System reform: Is it dead?

Panel plenary session
Thursday 26 July, 1500 – 1700


Madonna King, Writer and Journalist


Professor Brigid Featherstone, University of Huddersfield
Adjunct Professor Muriel Bamblett AM, Victorian Aboriginal Child Care Agency
Commissioner Robert Fitzgerald AM, Productivity Commission and former Commissioner to the Royal Commission into Institutional Responses to Child Sexual Abuse
Dr Nicholas Gruen, Lateral Economics

“No wrong door”; “Joined-up services”; “Service integration”; “Wraparound services”;

These are just a few of the phrases arising from repeated efforts to reform our fragmented patchwork of siloed services in complex areas of policy such as health care, mental health, child protection, housing, family support, employment, juvenile justice, drug and alcohol services, family violence, and family law.

Numerous enquiries, including Royal Commissions, have investigated human tragedies and system failures – and we have a large body if evidence of what’s not working. But what does it take to achieve change? Is system reform dead?

Despite considerable investment in formal enquiries and “system reform “ becoming a term widely-used, , research demonstrates only modest changes compared to the expectations of policy makers and the public.

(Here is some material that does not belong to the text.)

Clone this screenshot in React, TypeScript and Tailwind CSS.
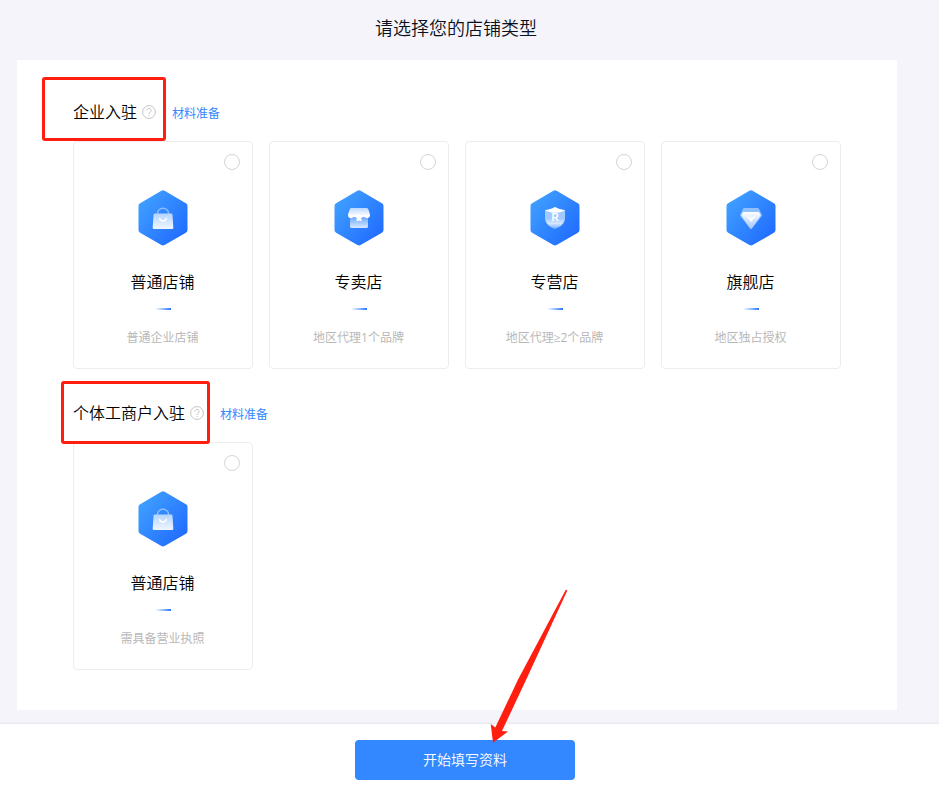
import { useState, type ReactNode } from "react";

type Shop = {
  id: string;
  name: string;
  desc: string;
  icon: ReactNode;
};

const BagIcon = () => (
  <>
    <path d="M22.5 24v-.8a5.500 4.900 0 0 1 11 0v.8" fill="none" stroke="#8cbeff" strokeWidth="1.500" />
    <path d="M20 23.600h16c.8 0 1.400.5 1.500 1.300l.8 12.500c.1.900-.6 1.600-1.500 1.600H19.200c-.9 0-1.600-.7-1.500-1.600l.8-12.500c.1-.8.7-1.300 1.500-1.300z" fill="url(#fade)" />
    <path d="M24.600 28.400a3.500 3.300 0 0 0 6.800 0" fill="none" stroke="#fff" strokeWidth="1.500" strokeLinecap="round" />
  </>
);

const StoreIcon = () => (
  <>
    <path d="M19 27h18v9.500c0 .9-.6 1.500-1.500 1.500h-15c-.9 0-1.500-.6-1.500-1.500z" fill="url(#fadeUp)" />
    <path d="M20.500 18h15c.8 0 1.400.4 1.700 1.100l1.500 4.400c.9 2.600-.4 4.500-2.400 4.500-1.200 0-2-.4-2.600-1h-11.400c-.6.6-1.400 1-2.600 1-2 0-3.300-1.900-2.400-4.500l1.500-4.400c.3-.7.900-1.100 1.700-1.100z" fill="url(#roof)" />
    <path d="M28 23.300l1.300 2.700 3 .4-2.200 2.100.5 3-2.600-1-2.600 1 .5-3-2.200-2.100 3-.4z" fill="#fff" />
  </>
);

const ShieldIcon = () => (
  <>
    <path d="M28 17c3 1.900 6 2.700 10 2.900v8.200c0 5-4 8.900-10 10.900-6-2-10-5.900-10-10.900v-8.200c4-.2 7-1 10-2.900z" fill="url(#shield)" />
    <path d="M28 17c3 1.900 6 2.700 10 2.900-2.500 1.800-6 2.900-10 2.900s-7.500-1.100-10-2.900c4-.2 7-1 10-2.900z" fill="#fff" />
    <text x="28" y="31.200" textAnchor="middle" fontSize="10" fontWeight="700" fontFamily="Liberation Sans, sans-serif" fill="#fff">R</text>
  </>
);

const DiamondIcon = () => (
  <>
    <path d="M21.200 18h13.600c.5 0 .8.200 1 .6l3 6.200c.3.500.2 1-.2 1.400L28.800 38.600c-.4.500-1.200.5-1.600 0L17.400 26.200c-.4-.4-.5-.9-.2-1.400l3-6.200c.2-.4.500-.6 1-.6z" fill="#8fbfff" />
    <path d="M20.800 22h14.400c.6 0 1 .3 1.300.8l1 1.800c.2.500.2.900-.2 1.300l-8.500 12.600c-.4.600-1.200.6-1.600 0L18.700 25.900c-.4-.4-.4-.8-.2-1.300l1-1.800c.3-.5.700-.8 1.300-.8z" fill="url(#gem)" />
    <path d="M24 26.400l4 1.500 4-1.500-4 5.300z" fill="#fff" stroke="#fff" strokeWidth=".5" strokeLinejoin="round" />
  </>
);

// gradients shared by every badge on the page
const IconDefs = () => (
  <svg className="absolute h-0 w-0" aria-hidden="true">
    <defs>
      <linearGradient id="hex" gradientUnits="userSpaceOnUse" x1="6" y1="10" x2="50" y2="46">
        <stop offset="0" stopColor="#3f9fff" />
        <stop offset="1" stopColor="#216cff" />
      </linearGradient>
      <linearGradient id="fade" x1="0" y1="0" x2="0" y2="1">
        <stop offset="0" stopColor="#b4d5ff" />
        <stop offset="1" stopColor="#f0f6ff" />
      </linearGradient>
      <linearGradient id="roof" x1="0" y1="0" x2="0" y2="1">
        <stop offset="0" stopColor="#b9d7ff" />
        <stop offset="0.8" stopColor="#ffffff" />
      </linearGradient>
      <linearGradient id="fadeUp" x1="0" y1="0" x2="0" y2="1">
        <stop offset="0" stopColor="#6ba8ff" />
        <stop offset="1" stopColor="#d8e8ff" />
      </linearGradient>
      <linearGradient id="shield" x1="0" y1="0" x2="0" y2="1">
        <stop offset="0.15" stopColor="#a4cbff" />
        <stop offset="0.5" stopColor="#a0c8ff" />
        <stop offset="0.75" stopColor="#d5e6ff" />
        <stop offset="1" stopColor="#6fa8ff" />
      </linearGradient>
      <linearGradient id="gem" x1="0" y1="0" x2="0" y2="1">
        <stop offset="0" stopColor="#ffffff" />
        <stop offset="1" stopColor="#9fc6ff" />
      </linearGradient>
    </defs>
  </svg>
);

const companyShops: Shop[] = [
  { id: "company-normal", name: "普通店铺", desc: "普通企业店铺", icon: <BagIcon /> },
  { id: "company-exclusive", name: "专卖店", desc: "地区代理1个品牌", icon: <StoreIcon /> },
  { id: "company-franchise", name: "专营店", desc: "地区代理≥2个品牌", icon: <ShieldIcon /> },
  { id: "company-flagship", name: "旗舰店", desc: "地区独占授权", icon: <DiamondIcon /> },
];

const personalShops: Shop[] = [
  { id: "personal-normal", name: "普通店铺", desc: "需具备营业执照", icon: <BagIcon /> },
];

type CardProps = { shop: Shop; selected: boolean; onSelect: () => void };

function ShopCard({ shop, selected, onSelect }: CardProps) {
  return (
    <button
      type="button"
      onClick={onSelect}
      className={`flex h-[228px] w-[180px] flex-col items-center rounded border bg-white pt-3 ${
        selected ? "border-[#3388ff]" : "border-[#ededed]"
      }`}
    >
      <span
        className={`mr-3 h-4 w-4 self-end rounded-full border ${
          selected ? "border-[#3388ff] bg-[#3388ff]" : "border-[#d4d4d4]"
        }`}
      />
      <svg className="mt-5 h-14 w-14" viewBox="0 0 56 56">
        <path
          d="M26.400.7q1.600-.9 3.200 0l21.300 12.500q1.600.9 1.600 2.700v24.200q0 1.800-1.600 2.700L29.600 55.100q-1.600.9-3.200 0L5.100 42.800q-1.600-.9-1.600-2.700V15.900q0-1.800 1.600-2.700z"
          fill="url(#hex)"
        />
        {shop.icon}
      </svg>
      <span className="mt-6 mr-px text-base leading-6 text-black">{shop.name}</span>
      <span className="mt-3.5 h-0.5 w-4 bg-linear-to-r from-white to-[#1f75ff]" />
      <span className="mt-[19px] mr-px text-xs leading-[18px] font-normal text-[#b8b8b8]">{shop.desc}</span>
    </button>
  );
}

type SectionProps = {
  title: string;
  shops: Shop[];
  selected: string | null;
  onSelect: (id: string) => void;
};

function Section({ title, shops, selected, onSelect }: SectionProps) {
  return (
    <section>
      <div className="mb-[17px] flex h-6 items-center">
        <h2 className="text-base leading-6 text-black">{title}</h2>
        <svg className="ml-[5px] h-3.5 w-3.5" viewBox="0 0 14 14" fill="none" stroke="#c4c4c4">
          <circle cx="7" cy="7" r="6.4" />
          <path d="M4.900 5.500a2.100 2.100 0 1 1 3.300 1.700C7.400 7.700 7 8.100 7 9" />
          <path d="M7 10v1.200" />
        </svg>
        <a href="#" className="ml-4 pt-1 text-xs font-normal text-[#3388ff]">材料准备</a>
      </div>
      <div className="flex gap-4">
        {shops.map((shop) => (
          <ShopCard
            key={shop.id}
            shop={shop}
            selected={selected === shop.id}
            onSelect={() => onSelect(shop.id)}
          />
        ))}
      </div>
    </section>
  );
}

export default function App() {
  const [selected, setSelected] = useState<string | null>(null);

  return (
    <div className="relative flex h-[788px] w-[939px] flex-col overflow-hidden bg-[#f4f4fa] font-['Open_Sans','Noto_Sans_CJK_SC',sans-serif] font-[350]">
      <IconDefs />

      {/* Page title */}
      <h1 className="mr-[43px] ml-4 h-[60px] text-center text-lg leading-[56px] text-[#0b1020]">
        请选择您的店铺类型
      </h1>

      {/* Shop types */}
      <main className="mr-[42px] ml-[17px] flex h-[650px] flex-col gap-8 bg-white px-14 pt-10">
        <Section title="企业入驻" shops={companyShops} selected={selected} onSelect={setSelected} />
        <Section title="个体工商户入驻" shops={personalShops} selected={selected} onSelect={setSelected} />
      </main>

      {/* Footer */}
      <footer className="mt-3.5 flex flex-1 items-start justify-center bg-white pt-4 pr-[9px] shadow-[0_0_3px_rgba(0,0,0,0.12)]">
        <button type="button" className="h-10 w-[220px] rounded bg-[#3388ff] text-sm text-white">
          开始填写资料
        </button>
      </footer>

      {/* Callouts */}
      <div className="pointer-events-none absolute top-[77px] left-[42px] h-16 w-[124px] rounded-[3px] border-3 border-[#ff1e10]" />
      <div className="pointer-events-none absolute top-[381px] left-[61px] h-[63px] w-[149px] rounded-[3px] border-3 border-[#ff1e10]" />
      <svg className="pointer-events-none absolute top-[585px] left-[485px] h-40 w-[90px]" viewBox="0 0 90 160">
        <path d="M80.800 4.800l1.500.8L41 95 17 146l6 .6L8 157.800 5.700 139l4.600 3.500L32.800 95z" fill="#ff1e10" />
      </svg>
    </div>
  );
}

So, are we doing it wrong? Do systems change efforts sufficiently target the systemic nature of our most “wicked” problems? Do they target the complexity of those systems? And how much is it “us” versus how much is it the “system”?

Panel purpose
The purpose of this panel is to stimulate debate and discussion on the ideal vs the reality of system reform in Australia. Our facilitator, Madonna King who will lead a Q & A panel discussion with our four panelists.